[mythtv-users] 0.28 upgrade issue frontend connection

Mark Perkins perkins1724 at hotmail.com
Sun Jul 17 04:23:11 UTC 2016



> -----Original Message-----
> From: Douglas Peale [mailto:Douglas_Peale at comcast.net]
> Sent: Sunday, 17 July 2016 12:49 PM
> To: Mark Perkins <perkins1724 at hotmail.com>; Discussion about MythTV
> <mythtv-users at mythtv.org>
> Subject: Re: [mythtv-users] 0.28 upgrade issue frontend connection
> 
> $ mysql -uroot -pb0RhwvPj -e "show grants for 'mythtv'@'%'"
> mysql: [Warning] Using a password on the command line interface can be
> insecure.
> +---------------------------------------------------------+
> | Grants for mythtv@%                                     |
> +---------------------------------------------------------+
> | GRANT USAGE ON *.* TO 'mythtv'@'%'                      |
> | GRANT ALL PRIVILEGES ON `mythconverg`.* TO 'mythtv'@'%' |
> +---------------------------------------------------------+
> 
> 
Douglas by the book that should be fine so lets leave as is for now and try a few other things. Lets confirm passwords are correct. Run the following command to re-update password for mythtv user in mysql:

mysql -uroot -p -e "set password for 'mythtv'@'%'='your_desired_mythtv_password'"

Where your_desired_mythtv_password should be the same as that in your config.xml file (normally stored in ~/.mythtv of the user running your backend but I am not particularly familiar with Mint). Now lets see if we can access from the machine hosting your backend (assuming your mysql server is on your backend):

mysql -umythtv -pyour_desired_mythtv_password -e "select * from mythconverg.settings where value='BackendServerIP'"
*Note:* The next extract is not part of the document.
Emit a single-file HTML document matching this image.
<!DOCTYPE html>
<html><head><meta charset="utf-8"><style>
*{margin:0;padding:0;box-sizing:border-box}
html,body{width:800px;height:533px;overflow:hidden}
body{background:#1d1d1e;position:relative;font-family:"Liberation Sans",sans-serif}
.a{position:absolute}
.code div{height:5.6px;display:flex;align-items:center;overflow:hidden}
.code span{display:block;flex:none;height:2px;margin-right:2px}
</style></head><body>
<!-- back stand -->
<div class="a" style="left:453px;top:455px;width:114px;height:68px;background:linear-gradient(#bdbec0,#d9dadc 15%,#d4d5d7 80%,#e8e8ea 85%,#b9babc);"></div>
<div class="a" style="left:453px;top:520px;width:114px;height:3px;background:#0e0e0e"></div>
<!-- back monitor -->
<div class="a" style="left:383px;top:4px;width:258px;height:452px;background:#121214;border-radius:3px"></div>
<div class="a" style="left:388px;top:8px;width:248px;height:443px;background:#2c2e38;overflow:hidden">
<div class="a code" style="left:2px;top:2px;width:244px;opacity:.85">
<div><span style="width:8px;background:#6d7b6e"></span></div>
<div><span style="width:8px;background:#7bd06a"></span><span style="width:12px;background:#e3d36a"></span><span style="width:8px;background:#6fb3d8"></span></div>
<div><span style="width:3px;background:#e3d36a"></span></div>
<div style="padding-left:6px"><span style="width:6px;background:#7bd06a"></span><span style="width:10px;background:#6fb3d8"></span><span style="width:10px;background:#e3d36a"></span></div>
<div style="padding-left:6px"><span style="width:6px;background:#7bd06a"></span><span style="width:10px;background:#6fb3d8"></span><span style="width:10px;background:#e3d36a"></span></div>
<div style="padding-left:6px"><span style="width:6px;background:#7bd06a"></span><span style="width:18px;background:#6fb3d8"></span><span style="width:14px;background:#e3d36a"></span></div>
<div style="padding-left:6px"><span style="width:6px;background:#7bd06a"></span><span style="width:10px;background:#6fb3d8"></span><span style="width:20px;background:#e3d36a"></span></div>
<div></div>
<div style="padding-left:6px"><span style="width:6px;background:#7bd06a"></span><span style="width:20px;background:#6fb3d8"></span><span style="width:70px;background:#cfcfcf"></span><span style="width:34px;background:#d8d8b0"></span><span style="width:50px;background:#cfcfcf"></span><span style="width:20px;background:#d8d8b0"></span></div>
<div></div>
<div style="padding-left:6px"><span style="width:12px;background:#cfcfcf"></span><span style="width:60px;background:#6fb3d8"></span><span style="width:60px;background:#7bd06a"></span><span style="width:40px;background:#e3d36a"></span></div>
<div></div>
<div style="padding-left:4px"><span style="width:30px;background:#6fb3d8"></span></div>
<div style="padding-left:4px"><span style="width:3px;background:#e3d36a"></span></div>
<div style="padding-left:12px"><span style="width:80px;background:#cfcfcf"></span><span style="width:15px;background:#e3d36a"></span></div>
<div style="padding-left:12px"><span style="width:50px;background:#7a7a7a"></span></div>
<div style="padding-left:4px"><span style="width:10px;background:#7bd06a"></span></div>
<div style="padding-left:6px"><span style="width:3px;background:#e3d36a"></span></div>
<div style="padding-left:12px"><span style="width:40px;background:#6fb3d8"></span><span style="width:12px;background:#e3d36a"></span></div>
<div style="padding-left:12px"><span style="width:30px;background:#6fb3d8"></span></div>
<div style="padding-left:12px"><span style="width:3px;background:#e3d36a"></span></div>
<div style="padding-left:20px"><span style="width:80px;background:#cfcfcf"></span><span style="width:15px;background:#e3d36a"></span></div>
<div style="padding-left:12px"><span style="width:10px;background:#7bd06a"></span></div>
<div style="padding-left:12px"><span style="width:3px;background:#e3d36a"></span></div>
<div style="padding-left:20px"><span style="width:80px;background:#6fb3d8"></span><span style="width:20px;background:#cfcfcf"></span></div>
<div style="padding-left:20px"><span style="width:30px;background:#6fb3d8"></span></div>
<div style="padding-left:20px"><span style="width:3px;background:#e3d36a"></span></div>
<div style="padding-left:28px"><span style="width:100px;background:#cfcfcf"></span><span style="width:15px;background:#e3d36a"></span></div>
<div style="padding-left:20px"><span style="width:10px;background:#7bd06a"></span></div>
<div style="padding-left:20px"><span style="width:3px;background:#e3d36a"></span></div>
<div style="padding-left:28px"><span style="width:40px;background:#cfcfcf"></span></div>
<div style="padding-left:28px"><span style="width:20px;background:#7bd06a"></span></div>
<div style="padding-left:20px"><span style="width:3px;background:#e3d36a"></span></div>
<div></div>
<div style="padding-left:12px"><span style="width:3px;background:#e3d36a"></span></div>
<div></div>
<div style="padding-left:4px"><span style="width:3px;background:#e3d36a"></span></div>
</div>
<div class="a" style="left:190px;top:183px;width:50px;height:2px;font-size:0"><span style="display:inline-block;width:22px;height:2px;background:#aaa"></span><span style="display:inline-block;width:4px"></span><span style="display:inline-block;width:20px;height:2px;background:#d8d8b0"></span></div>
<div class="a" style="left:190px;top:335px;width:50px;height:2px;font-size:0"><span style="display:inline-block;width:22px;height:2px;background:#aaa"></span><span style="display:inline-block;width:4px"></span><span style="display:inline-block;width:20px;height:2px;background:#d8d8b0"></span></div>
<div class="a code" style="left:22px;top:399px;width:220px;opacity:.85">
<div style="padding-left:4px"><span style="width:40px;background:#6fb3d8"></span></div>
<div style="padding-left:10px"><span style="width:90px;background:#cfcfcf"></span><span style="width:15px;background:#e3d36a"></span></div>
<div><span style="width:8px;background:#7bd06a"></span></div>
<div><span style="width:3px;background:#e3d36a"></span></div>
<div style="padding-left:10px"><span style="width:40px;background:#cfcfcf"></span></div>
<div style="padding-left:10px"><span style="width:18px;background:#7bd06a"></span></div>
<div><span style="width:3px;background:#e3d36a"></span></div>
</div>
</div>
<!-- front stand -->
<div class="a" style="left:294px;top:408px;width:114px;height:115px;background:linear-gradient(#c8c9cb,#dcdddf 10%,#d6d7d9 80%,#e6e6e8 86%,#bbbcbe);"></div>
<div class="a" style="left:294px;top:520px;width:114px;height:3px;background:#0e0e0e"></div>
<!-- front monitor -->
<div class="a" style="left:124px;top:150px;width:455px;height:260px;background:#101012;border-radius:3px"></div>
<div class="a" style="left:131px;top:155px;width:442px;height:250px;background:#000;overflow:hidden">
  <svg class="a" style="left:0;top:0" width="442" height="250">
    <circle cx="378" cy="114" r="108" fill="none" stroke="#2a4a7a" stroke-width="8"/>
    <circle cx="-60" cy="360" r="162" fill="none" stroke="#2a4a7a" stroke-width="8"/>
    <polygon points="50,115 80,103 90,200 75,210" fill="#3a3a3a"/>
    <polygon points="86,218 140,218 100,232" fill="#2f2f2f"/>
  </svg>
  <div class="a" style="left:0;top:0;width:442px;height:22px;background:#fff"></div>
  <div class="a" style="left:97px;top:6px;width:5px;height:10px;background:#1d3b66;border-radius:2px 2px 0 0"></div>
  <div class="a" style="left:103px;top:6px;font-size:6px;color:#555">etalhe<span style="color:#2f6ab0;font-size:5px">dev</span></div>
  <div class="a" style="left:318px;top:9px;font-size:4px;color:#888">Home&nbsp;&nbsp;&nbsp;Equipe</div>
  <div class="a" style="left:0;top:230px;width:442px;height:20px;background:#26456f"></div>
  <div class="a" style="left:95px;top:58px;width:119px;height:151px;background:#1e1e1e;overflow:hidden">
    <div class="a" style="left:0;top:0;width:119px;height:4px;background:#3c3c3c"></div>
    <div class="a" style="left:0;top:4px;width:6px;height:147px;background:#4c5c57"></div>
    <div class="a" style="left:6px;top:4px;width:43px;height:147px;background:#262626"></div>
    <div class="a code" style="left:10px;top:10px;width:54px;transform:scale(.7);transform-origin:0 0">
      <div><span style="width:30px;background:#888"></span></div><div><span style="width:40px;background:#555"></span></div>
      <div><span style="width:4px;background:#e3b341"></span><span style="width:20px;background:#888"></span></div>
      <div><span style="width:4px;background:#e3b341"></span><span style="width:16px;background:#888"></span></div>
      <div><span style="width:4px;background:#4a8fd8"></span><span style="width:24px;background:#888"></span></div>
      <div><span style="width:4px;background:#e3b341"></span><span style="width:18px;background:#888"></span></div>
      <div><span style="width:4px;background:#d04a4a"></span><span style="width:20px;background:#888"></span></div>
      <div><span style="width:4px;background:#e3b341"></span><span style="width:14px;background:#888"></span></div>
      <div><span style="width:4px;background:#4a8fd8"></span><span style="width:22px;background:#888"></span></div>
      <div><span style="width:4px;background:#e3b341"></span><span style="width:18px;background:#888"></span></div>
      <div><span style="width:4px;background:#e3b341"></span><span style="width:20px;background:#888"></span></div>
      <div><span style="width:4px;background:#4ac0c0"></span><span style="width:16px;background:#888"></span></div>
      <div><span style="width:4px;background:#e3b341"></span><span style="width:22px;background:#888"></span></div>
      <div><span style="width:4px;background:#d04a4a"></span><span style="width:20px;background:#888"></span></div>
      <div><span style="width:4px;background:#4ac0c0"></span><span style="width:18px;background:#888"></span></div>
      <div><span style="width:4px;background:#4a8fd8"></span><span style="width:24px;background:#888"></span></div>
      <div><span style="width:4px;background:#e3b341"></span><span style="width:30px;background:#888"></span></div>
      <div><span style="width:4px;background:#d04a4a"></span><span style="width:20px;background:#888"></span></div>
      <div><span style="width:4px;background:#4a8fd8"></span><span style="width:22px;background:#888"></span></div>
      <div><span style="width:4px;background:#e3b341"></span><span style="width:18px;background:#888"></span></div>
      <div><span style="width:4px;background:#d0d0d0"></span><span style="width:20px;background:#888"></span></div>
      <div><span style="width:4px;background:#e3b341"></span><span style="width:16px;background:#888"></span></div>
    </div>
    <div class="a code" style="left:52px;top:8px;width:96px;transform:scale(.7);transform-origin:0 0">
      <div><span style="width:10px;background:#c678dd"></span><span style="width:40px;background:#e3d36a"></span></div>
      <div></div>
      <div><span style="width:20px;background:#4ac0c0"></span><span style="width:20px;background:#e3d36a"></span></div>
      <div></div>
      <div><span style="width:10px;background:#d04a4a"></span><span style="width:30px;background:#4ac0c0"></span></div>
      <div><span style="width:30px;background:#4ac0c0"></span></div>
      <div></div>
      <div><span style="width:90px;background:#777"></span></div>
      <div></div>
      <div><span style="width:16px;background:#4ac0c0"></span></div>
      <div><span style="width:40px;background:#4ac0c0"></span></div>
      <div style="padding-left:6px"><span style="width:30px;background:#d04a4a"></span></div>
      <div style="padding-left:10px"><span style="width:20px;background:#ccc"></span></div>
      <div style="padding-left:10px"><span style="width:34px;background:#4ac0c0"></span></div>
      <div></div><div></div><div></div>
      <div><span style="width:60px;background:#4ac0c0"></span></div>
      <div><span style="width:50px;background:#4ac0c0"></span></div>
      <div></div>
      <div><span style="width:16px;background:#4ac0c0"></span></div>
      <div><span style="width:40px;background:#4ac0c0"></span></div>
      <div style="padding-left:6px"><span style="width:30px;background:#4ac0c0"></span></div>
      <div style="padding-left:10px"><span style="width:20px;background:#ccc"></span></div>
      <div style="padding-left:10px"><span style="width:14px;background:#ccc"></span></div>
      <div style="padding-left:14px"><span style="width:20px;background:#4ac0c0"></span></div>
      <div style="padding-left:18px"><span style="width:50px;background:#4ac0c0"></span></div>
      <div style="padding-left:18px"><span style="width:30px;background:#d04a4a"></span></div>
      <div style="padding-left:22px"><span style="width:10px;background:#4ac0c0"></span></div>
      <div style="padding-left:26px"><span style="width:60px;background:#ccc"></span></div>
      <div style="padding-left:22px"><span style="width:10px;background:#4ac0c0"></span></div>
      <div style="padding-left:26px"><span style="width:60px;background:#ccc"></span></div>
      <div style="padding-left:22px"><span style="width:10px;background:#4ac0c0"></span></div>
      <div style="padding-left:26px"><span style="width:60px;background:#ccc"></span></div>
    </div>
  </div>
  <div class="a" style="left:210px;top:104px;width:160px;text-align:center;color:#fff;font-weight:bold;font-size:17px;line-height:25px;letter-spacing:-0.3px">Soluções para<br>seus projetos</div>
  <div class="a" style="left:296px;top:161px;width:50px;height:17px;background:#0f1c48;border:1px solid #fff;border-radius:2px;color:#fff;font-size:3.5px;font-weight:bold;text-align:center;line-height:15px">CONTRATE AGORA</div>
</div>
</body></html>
If that fails lets check what is listening on port 3306 by running this command on the backend as the root user:

netstat -peanut | grep 3306

Have you checked for bind_address values in your mysql config files? I don't know what their location will be in Mint but at a start you are probably looking for my.cnf and/or mythtv.cnf. Try /etc/mysql/mysql.cnf and /etc/mysql/mysql.conf.d/mythtv.cnf. If nothing at those locations try:

find /etc -name my.cnf

In the first instance we should be able to see what mysql is binding to from the netstat command above anyway.